[Begin INPUT MATERIAL]

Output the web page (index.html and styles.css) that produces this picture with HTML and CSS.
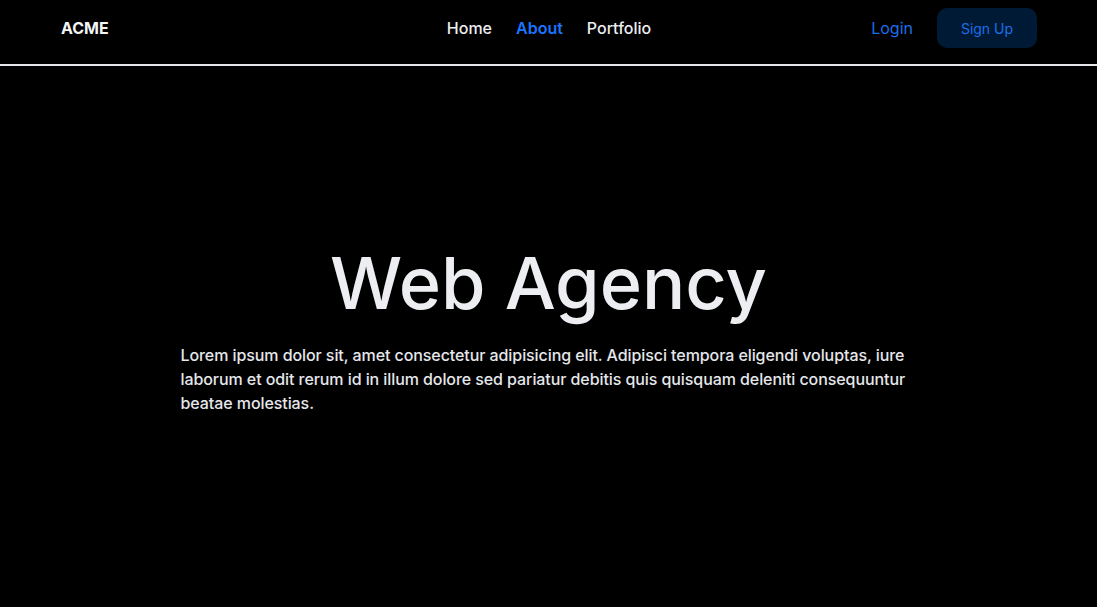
FILE: index.html
```html
<!DOCTYPE html>
<html lang="en">
<head>
<meta charset="utf-8">
<title>ACME</title>
<link rel="stylesheet" href="styles.css">
</head>
<body>
<div class="page">
  <header class="header">
    <div class="brand">ACME</div>
    <nav class="nav">
      <a class="nav-link" href="#">Home</a>
      <a class="nav-link active" href="#">About</a>
      <a class="nav-link" href="#">Portfolio</a>
    </nav>
    <div class="actions">
      <a class="login" href="#">Login</a>
      <a class="signup" href="#">Sign Up</a>
    </div>
  </header>
  <main class="hero">
    <div class="hero-inner">
      <h1 class="title">Web Agency</h1>
      <p class="lead">Lorem ipsum dolor sit, amet consectetur adipisicing elit. Adipisci tempora eligendi voluptas, iure laborum et odit rerum id in illum dolore sed pariatur debitis quis quisquam deleniti consequuntur beatae molestias.</p>
    </div>
  </main>
</div>
</body>
</html>
```

FILE: styles.css
```css
* { box-sizing: border-box; }
html, body { margin: 0; padding: 0; height: 100%; }
body {
  background: #000;
  color: #e5e7eb;
  font-family: Inter, "Noto Sans", sans-serif;
}
a { text-decoration: none; }
.page {
  min-height: 100vh;
  display: flex;
  flex-direction: column;
}
.header {
  height: 66px;
  border-bottom: 2px solid #e5e7eb;
  display: grid;
  grid-template-columns: 1fr auto 1fr;
  align-items: start;
  padding: 8px 60px 0 61px;
}
.brand, .nav, .actions {
  height: 40px;
  display: flex;
  align-items: center;
}
.brand {
  font-weight: 700;
  font-size: 16px;
  color: #f3f4f6;
}
.nav {
  gap: 24px;
}
.nav-link {
  color: #eceef1;
  font-size: 16px;
  font-weight: 450;
}
.nav-link.active {
  color: #1b74ff;
  font-weight: 600;
}
.actions {
  justify-self: end;
  gap: 24px;
}
.login {
  color: #1c6ee8;
  font-size: 16px;
}
.signup {
  width: 100px;
  height: 40px;
  border-radius: 10px;
  background: #001a36;
  color: #1c6ee8;
  font-size: 14px;
  display: flex;
  align-items: center;
  justify-content: center;
}
.hero {
  flex: 1;
  display: flex;
  align-items: center;
  justify-content: center;
  padding-bottom: 18px;
}
.hero-inner {
  max-width: 768px;
  width: 100%;
  padding: 0 16px;
  text-align: center;
}
.title {
  margin: 0 0 16px;
  font-size: 72px;
  font-weight: 480;
  line-height: 1.2;
  color: #eceef1;
}
.lead {
  margin: 0;
  text-align: left;
  font-size: 16px;
  line-height: 24px;
  font-weight: 500;
  letter-spacing: -0.08px;
  color: #e5e7eb;
}
```
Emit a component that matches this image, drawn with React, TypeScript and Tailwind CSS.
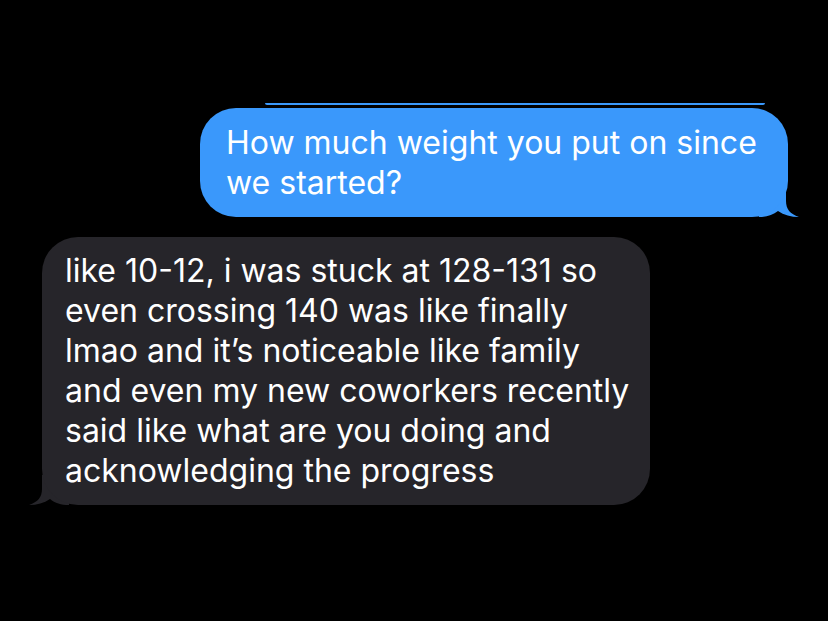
export default function App() {
  const sent = ["How much weight you put on since", "we started?"];
  const received = [
    "like 10-12, i was stuck at 128-131 so",
    "even crossing 140 was like finally",
    "lmao and it\u2019s noticeable like family",
    "and even my new coworkers recently",
    "said like what are you doing and",
    "acknowledging the progress",
  ];

  return (
    <div
      className="w-[828px] h-[621px] bg-black overflow-hidden flex flex-col"
      style={{ fontFamily: "Inter, 'Liberation Sans', sans-serif" }}
    >
      {/* edge of the previous bubble */}
      <div className="self-end mr-[63px] mt-[103px] w-[500px] h-[2px] bg-[#3a98fb] rounded-b-full" />

      {/* sent */}
      <div className="self-end mr-[40px] mt-[3px] relative">
        <svg className="absolute right-[-11px] bottom-0" width="40" height="30" viewBox="0 0 40 30">
          <path d="M27 0 L27 14 C27 22 31 27 40 30 C32 30 25 28 19 24 C14 28 8 30 0 30 L0 0 Z" fill="#3a98fb" />
        </svg>
        <div className="relative w-[588px] h-[109px] bg-[#3a98fb] rounded-[36px] pl-[26px] pt-[15px] text-white text-[32px] leading-[40px]">
          {sent.map((l) => (
            <div key={l} className="whitespace-nowrap">{l}</div>
          ))}
        </div>
      </div>

      {/* received */}
      <div className="self-start ml-[42px] mt-[20px] relative">
        <svg className="absolute left-[-13px] bottom-0" width="40" height="30" viewBox="0 0 40 30">
          <path d="M13 0 L13 14 C13 22 9 27 0 30 C8 30 15 28 21 24 C26 28 32 30 40 30 L40 0 Z" fill="#26252a" />
        </svg>
        <div className="relative w-[608px] h-[268px] bg-[#26252a] rounded-[36px] pl-[23px] pt-[14px] text-white text-[32px] leading-[40px]">
          {received.map((l) => (
            <div key={l} className="whitespace-nowrap">{l}</div>
          ))}
        </div>
      </div>
    </div>
  );
}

[End INPUT MATERIAL]

AIM: Reproduce verbatim every line starting at the line that holds "Emit a component" and ending with the final line of the data; omit the pictures.

RESPONSE BELOW:
Emit a component that matches this image, drawn with React, TypeScript and Tailwind CSS.
export default function App() {
  const sent = ["How much weight you put on since", "we started?"];
  const received = [
    "like 10-12, i was stuck at 128-131 so",
    "even crossing 140 was like finally",
    "lmao and it\u2019s noticeable like family",
    "and even my new coworkers recently",
    "said like what are you doing and",
    "acknowledging the progress",
  ];

  return (
    <div
      className="w-[828px] h-[621px] bg-black overflow-hidden flex flex-col"
      style={{ fontFamily: "Inter, 'Liberation Sans', sans-serif" }}
    >
      {/* edge of the previous bubble */}
      <div className="self-end mr-[63px] mt-[103px] w-[500px] h-[2px] bg-[#3a98fb] rounded-b-full" />

      {/* sent */}
      <div className="self-end mr-[40px] mt-[3px] relative">
        <svg className="absolute right-[-11px] bottom-0" width="40" height="30" viewBox="0 0 40 30">
          <path d="M27 0 L27 14 C27 22 31 27 40 30 C32 30 25 28 19 24 C14 28 8 30 0 30 L0 0 Z" fill="#3a98fb" />
        </svg>
        <div className="relative w-[588px] h-[109px] bg-[#3a98fb] rounded-[36px] pl-[26px] pt-[15px] text-white text-[32px] leading-[40px]">
          {sent.map((l) => (
            <div key={l} className="whitespace-nowrap">{l}</div>
          ))}
        </div>
      </div>

      {/* received */}
      <div className="self-start ml-[42px] mt-[20px] relative">
        <svg className="absolute left-[-13px] bottom-0" width="40" height="30" viewBox="0 0 40 30">
          <path d="M13 0 L13 14 C13 22 9 27 0 30 C8 30 15 28 21 24 C26 28 32 30 40 30 L40 0 Z" fill="#26252a" />
        </svg>
        <div className="relative w-[608px] h-[268px] bg-[#26252a] rounded-[36px] pl-[23px] pt-[14px] text-white text-[32px] leading-[40px]">
          {received.map((l) => (
            <div key={l} className="whitespace-nowrap">{l}</div>
          ))}
        </div>
      </div>
    </div>
  );
}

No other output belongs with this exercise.